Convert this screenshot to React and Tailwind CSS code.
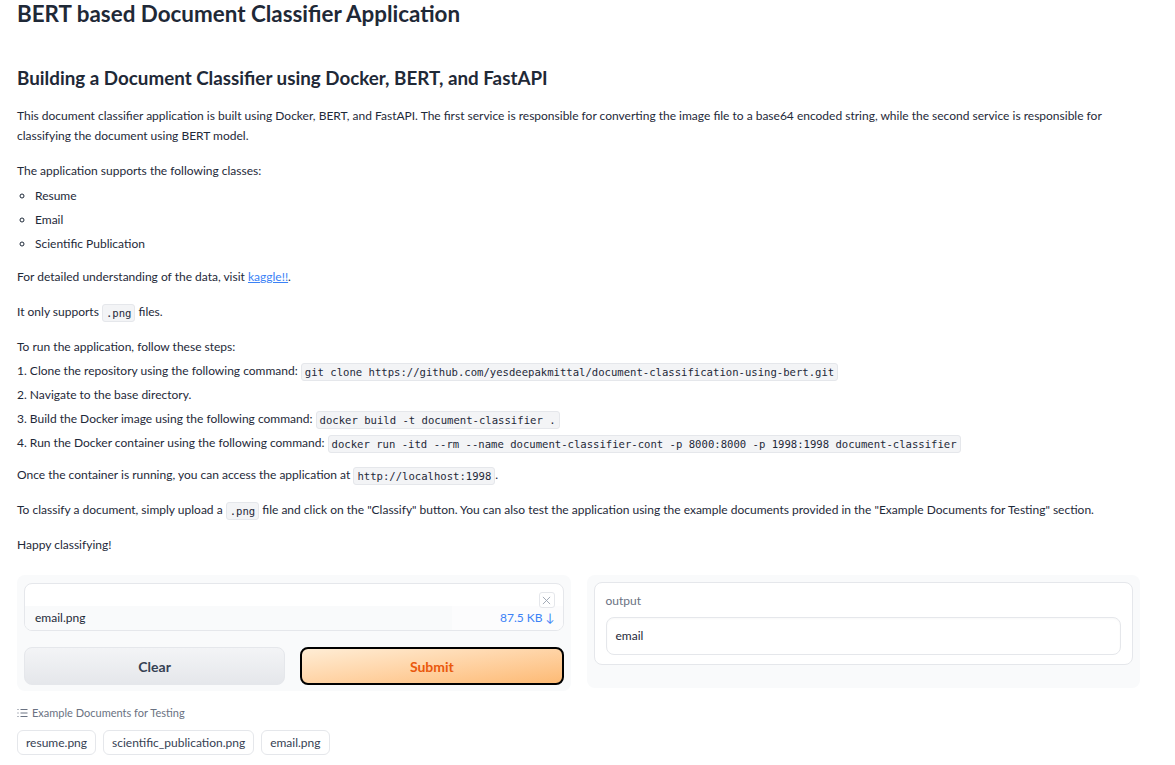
import { useState } from "react";

const sans = { fontFamily: "Lato, 'Noto Sans', sans-serif" };

function Code({ children }) {
  return (
    <code className="inline-block rounded-[3px] border border-[#e5e7eb] bg-[#f3f4f6] px-[3px] leading-[16px] text-[10.6px] text-gray-800 [font-family:'DejaVu_Sans_Mono',monospace] align-middle">
      {children}
    </code>
  );
}

export default function App() {
  const [result] = useState("email");
  const examples = ["resume.png", "scientific_publication.png", "email.png"];

  return (
    <div className="min-h-[765px] bg-white pl-[17px] pr-[35px] text-gray-800" style={sans}>
      <h1 className="text-[22.4px] font-bold leading-[28px] text-[#1f2937]">
        BERT based Document Classifier Application
      </h1>

      <h2 className="mt-[37px] text-[18.8px] font-bold leading-[26px] text-[#1f2937]">
        Building a Document Classifier using Docker, BERT, and FastAPI
      </h2>

      <div className="text-[12px] leading-[20px]">
        <p className="mt-[15px]">
          This document classifier application is built using Docker, BERT, and FastAPI. The first service is responsible for converting the image file to a base64 encoded string, while the second service is responsible for
          <br />
          classifying the document using BERT model.
        </p>

        <p className="mt-[15px]">The application supports the following classes:</p>
        <ul className="list-[circle] pl-[18px]">
          <li className="mt-[5px]">Resume</li>
          <li className="mt-1">Email</li>
          <li className="mt-1">Scientific Publication</li>
        </ul>

        <p className="mt-[13px]">
          For detailed understanding of the data, visit{" "}
          <a href="#" className="text-[#3b82f6] underline">kaggle!!</a>.
        </p>

        <p className="mt-[15px]">
          It only supports <Code>.png</Code> files.
        </p>

        <p className="mt-[15px]">To run the application, follow these steps:</p>
        <div className="mt-1">
          1. Clone the repository using the following command:{" "}
          <Code>git clone https://github.com/yesdeepakmittal/document-classification-using-bert.git</Code>
        </div>
        <div className="mt-1">2. Navigate to the base directory.</div>
        <div className="mt-1">
          3. Build the Docker image using the following command: <Code>docker build -t document-classifier .</Code>
        </div>
        <div className="mt-1">
          4. Run the Docker container using the following command:{" "}
          <Code>docker run -itd --rm --name document-classifier-cont -p 8000:8000 -p 1998:1998 document-classifier</Code>
        </div>

        <p className="mt-[12px]">
          Once the container is running, you can access the application at <Code>http://localhost:1998</Code>.
        </p>

        <p className="mt-[15px]">
          To classify a document, simply upload a <Code>.png</Code> file and click on the "Classify" button. You can also test the application using the example documents provided in the "Example Documents for Testing" section.
        </p>

        <p className="mt-[15px]">Happy classifying!</p>
      </div>

      <div className="mt-[20px] flex items-start gap-4">
        {/* input panel */}
        <div className="flex-1 rounded-lg bg-[#f9fafb] px-[7px] pb-[6px] pt-[8px]">
          <div className="relative overflow-hidden rounded-lg border border-[#e5e7eb] bg-white">
            <div className="h-[22px]" />
            <button className="absolute right-[8px] top-[8px] flex h-[16px] w-[16px] items-center justify-center rounded-[3px] border border-[#e5e7eb] bg-white text-gray-400">
              <svg width="9" height="9" viewBox="0 0 10 10" fill="none" stroke="currentColor" strokeWidth="1">
                <path d="M1 1l8 8M9 1l-8 8" />
              </svg>
            </button>
            <div className="flex h-[24px] items-center text-[12px]">
              <div className="flex h-full flex-1 items-center bg-[#f9fafb] pl-[10px]">email.png</div>
              <div className="flex h-full w-[111px] items-center justify-end bg-[#fcfcfd] pr-[8px] text-[#3b82f6]">
                87.5 KB <span className="ml-[3px]">↓</span>
              </div>
            </div>
          </div>
          <div className="mt-[16px] flex gap-[15px]">
            <button className="h-[38px] flex-1 rounded-lg border border-[#e5e7eb] bg-gradient-to-b from-[#f3f4f6] to-[#e5e7eb] text-[14px] font-bold text-gray-700">
              Clear
            </button>
            <button className="h-[38px] flex-1 rounded-lg border-2 border-black bg-gradient-to-br from-[#ffedd5] to-[#fdba74] text-[14px] font-bold text-[#ea580c]">
              Submit
            </button>
          </div>
        </div>

        {/* output panel */}
        <div className="flex-1 rounded-lg bg-[#f9fafb] px-[7px] pb-[23px] pt-[7px]">
          <div className="rounded-lg border border-[#e5e7eb] bg-white px-[11px] pb-[9px] pt-[10px]">
            <div className="text-[12px] leading-[16px] text-gray-500">output</div>
            <div className="mt-[8px] flex h-[38px] items-center rounded-lg border border-[#e5e7eb] px-[9px] text-[12px] shadow-[inset_0_1px_2px_rgba(0,0,0,0.03)]">
              {result}
            </div>
          </div>
        </div>
      </div>

      <div className="mt-[15px] flex items-center gap-[4px] text-[11px] leading-[14px] text-gray-500">
        <svg width="11" height="10" viewBox="0 0 11 10" fill="none" stroke="currentColor" strokeWidth="1">
          <path d="M0.5 1.5h1M0.5 5h1M0.5 8.5h1M3.5 1.5h7M3.5 5h7M3.5 8.5h7" />
        </svg>
        <span>Example Documents for Testing</span>
      </div>
      <div className="mt-[10px] flex gap-[7px]">
        {examples.map((name) => (
          <button
            key={name}
            className="h-[25px] rounded-md border border-[#e5e7eb] bg-white px-[8px] text-[12px] text-gray-700"
          >
            {name}
          </button>
        ))}
      </div>
    </div>
  );
}
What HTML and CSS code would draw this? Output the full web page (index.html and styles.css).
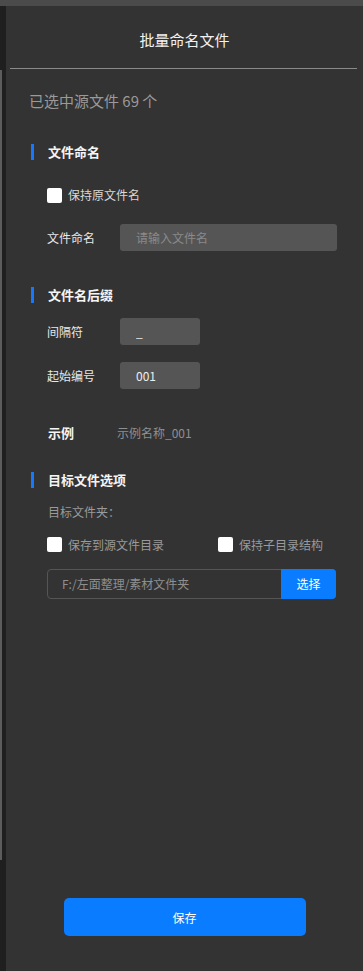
FILE: index.html
```html
<!DOCTYPE html>
<html lang="zh-CN">
  <head>
    <meta charset="UTF-8" />
    <meta name="viewport" content="width=device-width, initial-scale=1.0" />
    <title>批量命名文件</title>
    <link rel="stylesheet" href="styles.css">
  </head>
  <body>
    <div class="top-strip"></div>
    <div class="frame">
      <div class="side"><div class="side-line"></div></div>
      <main class="panel">
        <header class="panel-header">批量命名文件</header>
        <div class="divider"></div>

        <section class="content">
          <p class="selected">已选中源文件 69 个</p>

          <h3 class="section-title title-first">文件命名</h3>
          <label class="check check-first">
            <span class="box"></span>
            <span>保持原文件名</span>
          </label>
          <div class="row row-name">
            <label class="row-label">文件命名</label>
            <input class="field field-wide" type="text" placeholder="请输入文件名" />
          </div>

          <h3 class="section-title title-suffix">文件名后缀</h3>
          <div class="row row-sep">
            <label class="row-label">间隔符</label>
            <input class="field field-short" type="text" value="_" />
          </div>
          <div class="row row-start">
            <label class="row-label">起始编号</label>
            <input class="field field-short" type="text" value="001" />
          </div>
          <div class="example">
            <span class="example-label">示例</span>
            <span class="example-value">示例名称_001</span>
          </div>

          <h3 class="section-title title-target">目标文件选项</h3>
          <p class="target-label">目标文件夹：</p>
          <div class="check-row">
            <label class="check check-source">
              <span class="box"></span>
              <span>保存到源文件目录</span>
            </label>
            <label class="check">
              <span class="box"></span>
              <span>保持子目录结构</span>
            </label>
          </div>
          <div class="path">
            <span class="path-text">F:/左面整理/素材文件夹</span>
            <button class="path-btn">选择</button>
          </div>
        </section>

        <div class="footer">
          <button class="save-btn">保存</button>
        </div>
      </main>
    </div>
  </body>
</html>
```

FILE: styles.css
```css
html,
body {
  margin: 0;
  padding: 0;
}
body {
  background: #1f1f1f;
  font-family: "Noto Sans CJK SC", "Noto Sans", sans-serif;
  color: #e6e6e6;
  width: 363px;
  height: 971px;
  overflow: hidden;
}
.top-strip {
  height: 6px;
  background: #4b4b4b;
}
.frame {
  display: flex;
  height: 965px;
}
.side {
  width: 6px;
  background: #1f1f1f;
}
.side-line {
  width: 2px;
  height: 790px;
  margin-top: 64px;
  background: #5c5c5c;
}
.panel {
  flex: 1;
  background: #333333;
  display: flex;
  flex-direction: column;
}
.panel-header {
  height: 56px;
  padding-top: 6px;
  line-height: 56px;
  text-align: center;
  font-size: 15px;
  color: #f2f2f2;
}
.divider {
  height: 1px;
  background: #8a8a8a;
  margin: 0 6px 0 4px;
}
.content {
  padding: 0 26px 0 23px;
}
.selected {
  margin: 22px 0 0;
  font-size: 15px;
  line-height: 20px;
  color: #9a9a9a;
}
.section-title {
  margin: 0 0 0 2px;
  padding-left: 14px;
  border-left: 3px solid #1677ff;
  font-size: 13px;
  line-height: 16px;
  font-weight: bold;
  color: #f5f5f5;
}
.title-first {
  margin-top: 33px;
}
.title-suffix {
  margin-top: 36px;
}
.title-target {
  margin-top: 30px;
}
.check {
  display: inline-flex;
  align-items: center;
  gap: 6px;
  font-size: 12px;
  color: #d8d8d8;
  line-height: 16px;
}
.box {
  width: 15px;
  height: 15px;
  background: #ffffff;
  border-radius: 2px;
}
.check-first {
  margin: 27px 0 0 18px;
}
.row {
  display: flex;
  align-items: center;
  padding-left: 18px;
}
.row-label {
  width: 73px;
  font-size: 12px;
  color: #e8e8e8;
}
.row-name {
  margin-top: 16px;
}
.row-sep {
  margin-top: 15px;
}
.row-start {
  margin-top: 17px;
}
.field {
  box-sizing: border-box;
  height: 27px;
  border: none;
  border-radius: 3px;
  background: #555555;
  color: #eeeeee;
  font-family: inherit;
  font-size: 12px;
  padding: 0 16px;
  outline: none;
}
.field::placeholder {
  color: #8a8a8a;
}
.field-wide {
  flex: 1;
}
.field-short {
  width: 80px;
}
.example {
  display: flex;
  align-items: center;
  margin-top: 35px;
  padding-left: 19px;
  line-height: 18px;
}
.example-label {
  width: 69px;
  font-size: 13px;
  font-weight: bold;
  color: #f5f5f5;
}
.example-value {
  font-size: 12px;
  color: #8f8f8f;
}
.target-label {
  margin: 15px 0 0 19px;
  font-size: 12px;
  line-height: 18px;
  color: #9a9a9a;
}
.check-row {
  display: flex;
  margin: 16px 0 0 18px;
}
.check-row .check {
  color: #9a9a9a;
}
.check-source {
  width: 171px;
}
.path {
  display: flex;
  height: 30px;
  margin: 16px 1px 0 18px;
  border: 1px solid #555555;
  border-radius: 4px;
  box-sizing: border-box;
}
.path-text {
  flex: 1;
  padding-left: 14px;
  line-height: 28px;
  font-size: 12px;
  color: #8f8f8f;
}
.path-btn {
  width: 55px;
  margin: -1px -1px -1px 0;
  border: none;
  border-radius: 0 4px 4px 0;
  background: #0a7cff;
  color: #ffffff;
  font-family: inherit;
  font-size: 12px;
}
.footer {
  margin-top: auto;
  padding-bottom: 35px;
  display: flex;
  justify-content: center;
}
.save-btn {
  width: 242px;
  height: 38px;
  border: none;
  border-radius: 5px;
  background: #0a7cff;
  color: #ffffff;
  font-family: inherit;
  font-size: 12px;
}
```
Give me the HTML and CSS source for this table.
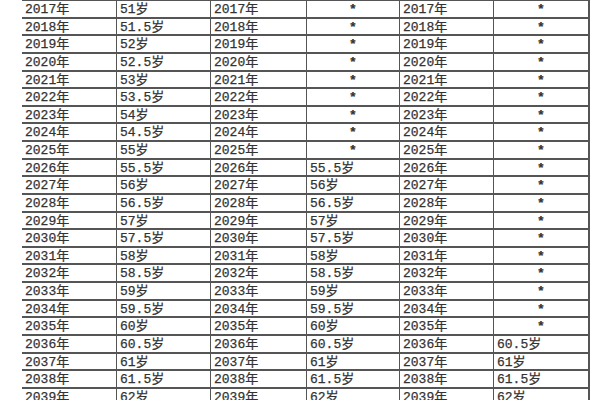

──────────────────────────────

Go through the records and pull out each line that includes the word "full".

              <div className="flex h-full flex-1 items-center bg-[#f9fafb] pl-[10px]">email.png</div>
              <div className="flex h-full w-[111px] items-center justify-end bg-[#fcfcfd] pr-[8px] text-[#3b82f6]">
What HTML and CSS code would draw this? Output the full web page (index.html and styles.css).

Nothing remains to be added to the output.